When I made it to the point of the long decent, I had lost another 5 minutes.  I still felt this was ok since it would be easy to make up on the downhill.  Well after the first mile, pace going pretty good, I started to feel the drain.  Very subtle at first but about 1.5 miles into the decent I had lost my energy.  I started feeling a slight amount of hamstring tightness and pulled it back a bit. 

Once I got to the bottom of the steepest grade I was spent.  I was now being realistic with my finish time; however still wanting to be less than 3 hours.  I found myself alternating between running and walking trying to keep my overall pace under 13 minutes; however, was really finding that a struggle.  By the time I was a mile out and with 9 minutes to spare, I realized that I would be just happy with my time and finish.  I came across the finish line at 3:07, being met by my wife and kids as well as our friends the Berhens.
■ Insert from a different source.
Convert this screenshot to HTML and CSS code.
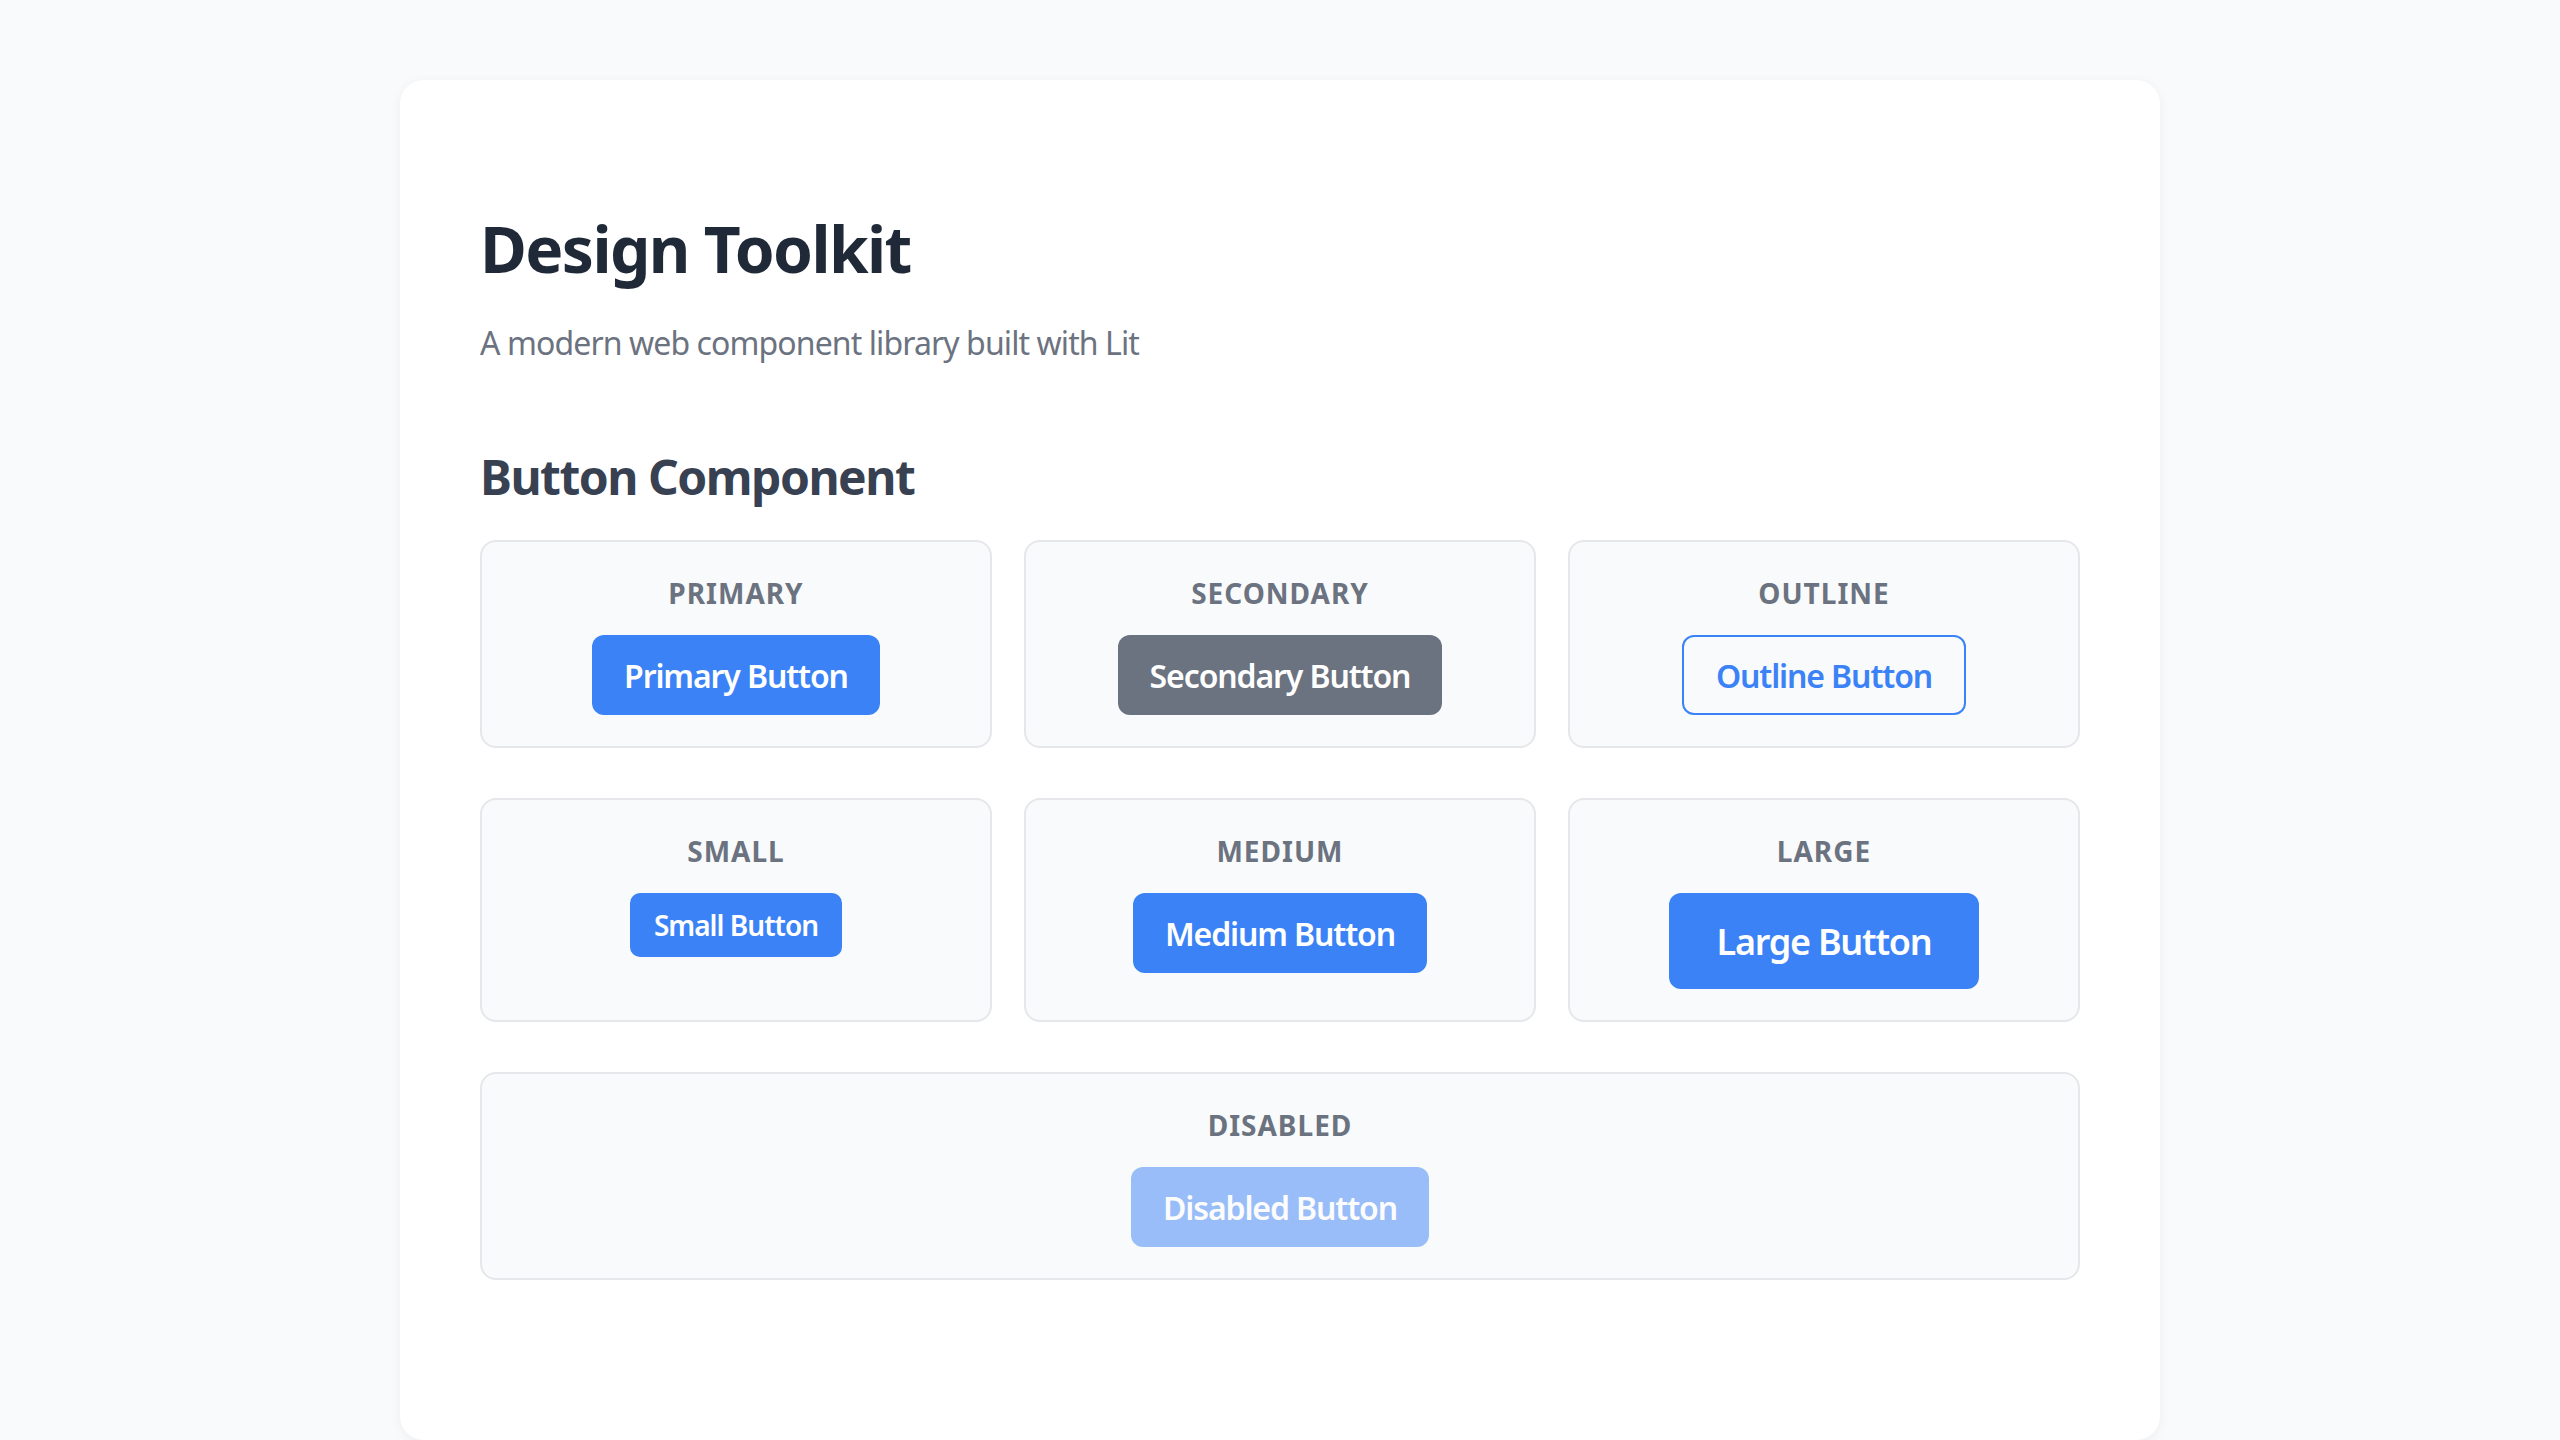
FILE: index.html
```html
<!DOCTYPE html>
<html lang="en">
<head>
<meta charset="utf-8">
<title>Design Toolkit</title>
<link rel="stylesheet" href="styles.css">
</head>
<body>
  <main class="page">
    <h1 class="title">Design Toolkit</h1>
    <p class="subtitle">A modern web component library built with Lit</p>

    <section class="section">
      <h2 class="section-title">Button Component</h2>
      <div class="demo-grid">
        <div class="demo">
          <div class="demo-label">Primary</div>
          <button class="btn btn-primary btn-md">Primary Button</button>
        </div>
        <div class="demo">
          <div class="demo-label">Secondary</div>
          <button class="btn btn-secondary btn-md">Secondary Button</button>
        </div>
        <div class="demo">
          <div class="demo-label">Outline</div>
          <button class="btn btn-outline btn-md">Outline Button</button>
        </div>
        <div class="demo">
          <div class="demo-label">Small</div>
          <button class="btn btn-primary btn-sm">Small Button</button>
        </div>
        <div class="demo">
          <div class="demo-label">Medium</div>
          <button class="btn btn-primary btn-md">Medium Button</button>
        </div>
        <div class="demo">
          <div class="demo-label">Large</div>
          <button class="btn btn-primary btn-lg">Large Button</button>
        </div>
        <div class="demo demo-wide">
          <div class="demo-label">Disabled</div>
          <button class="btn btn-primary btn-md" disabled>Disabled Button</button>
        </div>
      </div>
    </section>
  </main>
</body>
</html>
```

FILE: styles.css
```css
* {
  box-sizing: border-box;
}

html, body {
  margin: 0;
  padding: 0;
}

body {
  background: #f9fafb;
  font-family: "Noto Sans", "Open Sans", sans-serif;
  color: #1f2937;
  padding: 80px 0 0;
}

.page {
  width: 1760px;
  min-height: 1360px;
  margin: 0 auto;
  background: #ffffff;
  border-radius: 24px;
  box-shadow: 0 2px 12px rgba(0, 0, 0, 0.05);
  padding: 131px 80px 80px;
}

.title {
  margin: 0;
  font-size: 64px;
  line-height: 76.8px;
  font-weight: 700;
  letter-spacing: -1.6px;
  color: #1f2937;
}

.subtitle {
  margin: 31px 0 0;
  font-size: 32px;
  line-height: 48px;
  letter-spacing: -0.9px;
  color: #6b7280;
}

.section {
  margin-top: 81px;
}

.section-title {
  margin: 0 0 35px;
  font-size: 48px;
  line-height: 57.6px;
  font-weight: 700;
  letter-spacing: -1.5px;
  color: #374151;
}

.demo-grid {
  display: grid;
  grid-template-columns: repeat(3, 1fr);
  column-gap: 32px;
  row-gap: 50px;
}

.demo {
  background: #f9fafb;
  border: 2px solid #e5e7eb;
  border-radius: 16px;
  padding: 33px 32px 31px;
  display: flex;
  flex-direction: column;
  align-items: center;
}

.demo-wide {
  grid-column: 1 / -1;
}

.demo-label {
  font-size: 28px;
  line-height: 36px;
  font-weight: 700;
  text-transform: uppercase;
  letter-spacing: 1px;
  color: #6b7280;
  margin-bottom: 24px;
}

.btn {
  font-family: inherit;
  font-weight: 600;
  border: 0;
  border-radius: 12px;
  color: #ffffff;
  cursor: pointer;
  display: inline-flex;
  align-items: center;
  justify-content: center;
  letter-spacing: -0.035em;
}

.btn-md {
  font-size: 32px;
  height: 80px;
  padding: 0 32px;
}

.btn-sm {
  font-size: 28px;
  height: 64px;
  padding: 0 24px;
  border-radius: 10px;
}

.btn-lg {
  font-size: 36px;
  height: 96px;
  padding: 0 48px;
}

.btn-primary {
  background: #3b82f6;
}

.btn-secondary {
  background: #6b7280;
}

.btn-outline {
  background: transparent;
  color: #3b82f6;
  border: 2px solid #3b82f6;
}

.btn:disabled {
  opacity: 0.5;
  cursor: not-allowed;
}
```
Like I said before, I am happy with my time.  I was sick a short time before, and even with the suggestion of my wife to downgrade to the 10K I went for it.  While it wasn’t my best performance, I have set a good baseline for the next time I run this race.  

Also, I have to (as I have done a lot with my runs lately) rethink my refueling strategy.  I was concerned with the distance between the second and third aid station which revised my normal refueling.  I also typically stay away from Gu’s unless it is a last resort.  I think in this case I started a cycle of carb loading that I wasn’t sustaining at the level of exertion and caused my blood sugar to drop.  In a lot of ways, if I had waited until I got to aid 3, then had a Pay Day Bar and the soda (like I normally do) I would have probably have done better.  I really need to nail my nutrition down.  If I am going to be carb focused I either needs to keep more gel’s or sugar with me or stay more fat adaptive and focus on lower glycemic options.

That said, this is an awesome event and a weekend that our family will be enjoying hopefully for years to come!